Friday 10 September 2010

Hari Raya Idul Fitri Yang Berlebihan

Oleh Arya Sosman

Hari Raya Idul Fitri yg dirayakan di indonesia telah mengalami distorsi dari substansinya. Rakyat Indonesia telah salah kafrah dalam melaksanakannya. Menurut beberapa sumber, di negara muslim linnya lain Hari Raya Idul Fitri dilaksanakan secara biasa saja, tiak ada yang istimewa, yang penting adalah substansinya, di pagi hari kewajiban kita hanya shalat berjamaah, menggunakan pakaian terbaik, tapi bukan berarti baru, mahal atau mewah, yg penting adalah bersih, pakaian terbaik adalah pakaian yang paling disukai diantara pakaian yang ada. Lalu setelah itu bersalam-salaman dengan keluarga, keluarga, tetangga dan teman-teman. Bagi keluarga atau temman yang jauh tempat tinggalnya cuku menggunakan pesan menggunakan media apa saja. Tidak perlu harus berbondong-bondong secara kolosal pulang mudik jika hanya mendatagkan kemubaziran sosial bahkan kembaziran religi. Setelah itu cuuplah menyajikan hidangan biasa-biasa saja tidak perlu sampai membeli maupun membuat makanan/minuman yang berlebihan dan mahal. Disamping itu juga untuk menyempurnakan Ibadah puasa kita diwajibkan berzakat dan bersedakah bagi yang mampu, sedangkan mereka yang tidak mampu jangan memaksakan diri, karena alasan malu/tidak enak lalu memaksa diri melakukannya. Tentu hal ini hanya akan menimbulkan kemubaziran yang sia-sia.
Demikian juga bagi mereka yang mampu jangan pamer harta dengan membagi-bagi sembako, uang dengan cara yang tidak baik. Lakukanlah sedekah itu dengan cara yang beretika. Bahkan agama mengajarkan kita untuk memberi (sadakah) jangan sampai diketahui oleh tangan kiri kita. Demikian pula bagi mereka yang duaffa jangan memaksa orang untuk memberi, baik secara langsung maupun tidak.
Dari berbagai sumber menyebutkan di negara-negara muslim lainnya merayakan lebaran biasa-biasa saja, tidak harus berpakaian baru, tidak harus menyediakan hidangan berlebihan, tidak harus mudik secara kolosal sebagaimana di Indonesia.
Keseluruhan situasi di atas telah menggoda dan menginspirasi pribadi-pribadi orang untuk berusaha mendapatkan uang sebanyak-banyaknya. Okelah jika perilakunya positif tetapi bagaimana jika mendapatkan uang dengan cara-cara yang tidak halal? Bukankah menjadi ironis tatala uang yang diperoleh sebenarnya diniatkan untuk ibadah?.

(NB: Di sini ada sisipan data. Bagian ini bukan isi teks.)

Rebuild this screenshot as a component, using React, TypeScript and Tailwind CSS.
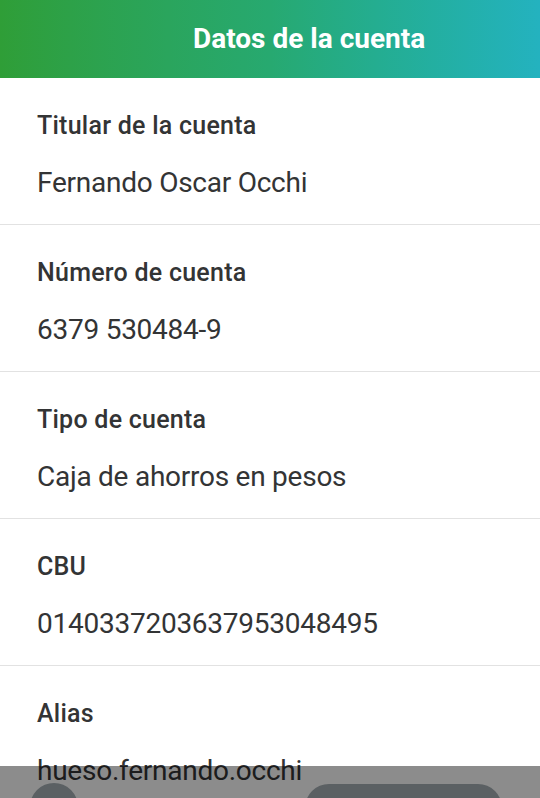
const rows = [
  { label: 'Titular de la cuenta', value: 'Fernando Oscar Occhi' },
  { label: 'Número de cuenta', value: '6379 530484-9' },
  { label: 'Tipo de cuenta', value: 'Caja de ahorros en pesos' },
  { label: 'CBU', value: '0140337203637953048495' },
  { label: 'Alias', value: 'hueso.fernando.occhi' },
];

export default function App() {
  return (
    <div
      className="relative h-[798px] w-[540px] overflow-hidden bg-white text-[#333435]"
      style={{ fontFamily: 'Roboto, "Noto Sans", sans-serif' }}
    >
      {/* header */}
      <div className="flex h-[78px] items-center bg-gradient-to-r from-[#2f9e37] via-[#27a970] to-[#24b2bf] pl-[193px]">
        <h1 className="text-[28px] font-bold text-white">Datos de la cuenta</h1>
      </div>

      {/* account rows */}
      <div className="flex flex-col">
        {rows.map((row) => (
          <div key={row.label} className="flex flex-col border-b border-[#e2e2e2] px-[37px] pb-[24px] pt-[32px]">
            <div className="text-[25px] font-medium leading-[32px] tracking-[0.25px]">{row.label}</div>
            <div className="mt-[24px] text-[28px] leading-[34px] tracking-[-0.25px]">{row.value}</div>
          </div>
        ))}
      </div>

      {/* dimmed bottom bar */}
      <div className="absolute inset-x-0 bottom-0 h-[32px] bg-black/45">
        <div className="absolute left-[30px] top-[17px] h-[48px] w-[48px] rounded-full bg-[#5b6063]" />
        <div className="absolute left-[305px] top-[18px] h-[48px] w-[197px] rounded-[24px] bg-[#5b6063]" />
      </div>
    </div>
  );
}
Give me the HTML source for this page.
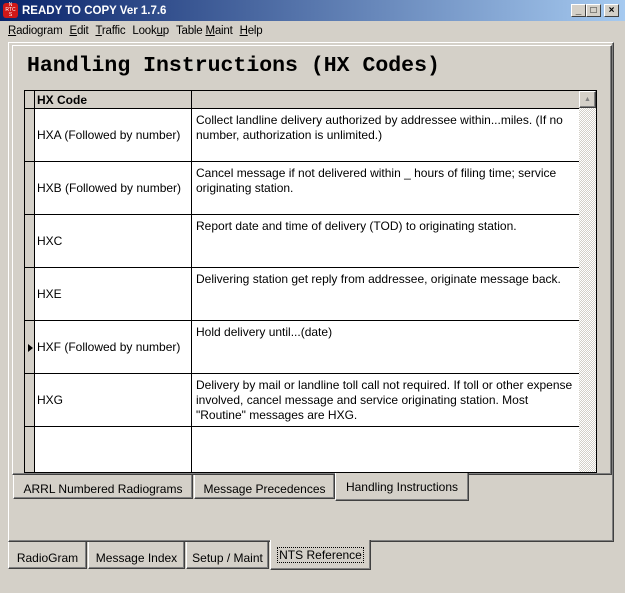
<!DOCTYPE html>
<html><head><style>
*{margin:0;padding:0;box-sizing:border-box}
body{width:625px;height:593px;background:#d4d0c8;font-family:"Liberation Sans",sans-serif;font-size:12px;position:relative;overflow:hidden;color:#000}
.a{position:absolute}
.title{left:0;top:0;width:625px;height:21px;background:linear-gradient(90deg,#0a246a,#a6caf0);color:#fff;font-weight:bold;font-size:11.5px;line-height:22px;padding-left:22px}
.btn{top:4px;width:15px;height:13px;background:#d4d0c8;border:1px solid;border-color:#fff #404040 #404040 #fff;font-size:10px;line-height:11px;text-align:center;color:#000;font-weight:bold}
.menu{top:22px;left:8px;font-size:11.5px;line-height:18px;letter-spacing:-0.2px}
.menu span{margin-right:7px}
.raised{border:1px solid;border-color:#fff #404040 #404040 #fff;box-shadow:inset -1px -1px #808080}
.tab{border:1px solid;border-color:#fff #404040 #404040 #fff;border-top:none;background:#d4d0c8;font-size:12px;text-align:center;line-height:20px;box-shadow:inset -1px -1px #808080}
.grid{left:24px;top:90px;width:573px;height:383px;background:#fff;border:1px solid #000;overflow:hidden}
.row{position:absolute;left:0;width:554px;border-bottom:1px solid #000}
.ind{position:absolute;left:0;top:0;width:10px;height:100%;background:#d4d0c8;border-right:1px solid #000}
.c1{position:absolute;left:10px;top:0;width:157px;height:100%;border-right:1px solid #000;padding-left:2px;display:flex;align-items:center}
.c2{position:absolute;left:167px;top:0;width:387px;padding:4px 4px;line-height:15px}
</style></head><body>
<div class="a title">READY TO COPY Ver 1.7.6</div>
<div class="a" style="left:3px;top:3px;width:15px;height:15px;background:#d01818;border-radius:3px;color:#fff;font-size:5px;line-height:5px;text-align:center">N<br>RTC<br>S</div>
<div class="a btn" style="left:571px">_</div>
<div class="a btn" style="left:586px">□</div>
<div class="a btn" style="left:604px">×</div>
<div class="a menu"><span><u>R</u>adiogram</span><span><u>E</u>dit</span><span><u>T</u>raffic</span><span>Look<u>u</u>p</span><span>Table <u>M</u>aint</span><span><u>H</u>elp</span></div>
<div class="a raised" style="left:8px;top:42px;width:606px;height:500px"></div>
<div class="a raised" style="left:12px;top:45px;width:600px;height:430px"></div>
<div class="a" style="left:27px;top:54px;font-family:'Liberation Mono',monospace;font-weight:bold;font-size:21.5px">Handling Instructions (HX Codes)</div>
<div class="a grid">
 <div class="row" style="top:0;height:18px;background:#d4d0c8"><div class="ind"></div><div class="c1" style="font-weight:bold;border-right:1px solid #000">HX Code</div></div>
 <div class="row" style="top:18px;height:53px"><div class="ind"></div><div class="c1">HXA (Followed by number)</div><div class="c2">Collect landline delivery authorized by addressee within...miles. (If no number, authorization is unlimited.)</div></div>
 <div class="row" style="top:71px;height:53px"><div class="ind"></div><div class="c1">HXB (Followed by number)</div><div class="c2">Cancel message if not delivered within _ hours of filing time; service originating station.</div></div>
 <div class="row" style="top:124px;height:53px"><div class="ind"></div><div class="c1">HXC</div><div class="c2">Report date and time of delivery (TOD) to originating station.</div></div>
 <div class="row" style="top:177px;height:53px"><div class="ind"></div><div class="c1">HXE</div><div class="c2">Delivering station get reply from addressee, originate message back.</div></div>
 <div class="row" style="top:230px;height:53px"><div class="ind"><div style="position:absolute;left:3px;top:23px;width:0;height:0;border-left:5px solid #000;border-top:4px solid transparent;border-bottom:4px solid transparent"></div></div><div class="c1">HXF (Followed by number)</div><div class="c2">Hold delivery until...(date)</div></div>
 <div class="row" style="top:283px;height:53px"><div class="ind"></div><div class="c1">HXG</div><div class="c2">Delivery by mail or landline toll call not required. If toll or other expense involved, cancel message and service originating station. Most "Routine" messages are HXG.</div></div>
 <div class="row" style="top:336px;height:60px;border:none"><div class="ind"></div><div class="c1"></div></div>
 <div class="a" style="left:554px;top:0;width:17px;height:383px;background:repeating-conic-gradient(#d4d0c8 0 25%,#fff 0 50%) 0 0/2px 2px"></div>
 <div class="a raised" style="left:554px;top:0;width:17px;height:17px;background:#d4d0c8;font-size:7px;text-align:center;line-height:15px;color:#808080">▲</div>
</div>
<div class="a tab" style="left:13px;top:475px;width:180px;height:24px;line-height:28px">ARRL Numbered Radiograms</div>
<div class="a tab" style="left:194px;top:475px;width:141px;height:24px;line-height:28px">Message Precedences</div>
<div class="a tab" style="left:335px;top:473px;width:134px;height:28px;line-height:28px;border-top:none">Handling Instructions</div>
<div class="a tab" style="left:8px;top:542px;width:79px;height:27px;line-height:32px">RadioGram</div>
<div class="a tab" style="left:88px;top:542px;width:97px;height:27px;line-height:32px">Message Index</div>
<div class="a tab" style="left:186px;top:542px;width:83px;height:27px;line-height:32px">Setup / Maint</div>
<div class="a tab" style="left:270px;top:540px;width:101px;height:30px;line-height:30px"><span style="outline:1px dotted #000;padding:0 1px">NTS Reference</span></div>
</body></html>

Karena itu Ummat Islam Indonesia seharusnya sudah mulai introspeksi dalam melaksanakan ibadah Idul Fitri. Jangan sampai mencari kemenangan karena selama 1 bulan berhasil menahan diri dari segala godaan lalu untuk merayakannya dengan mabuk-mabukan. Saya khawatir bukan kemenangan yang kita peroleh tetapi justeru kekalahan telak.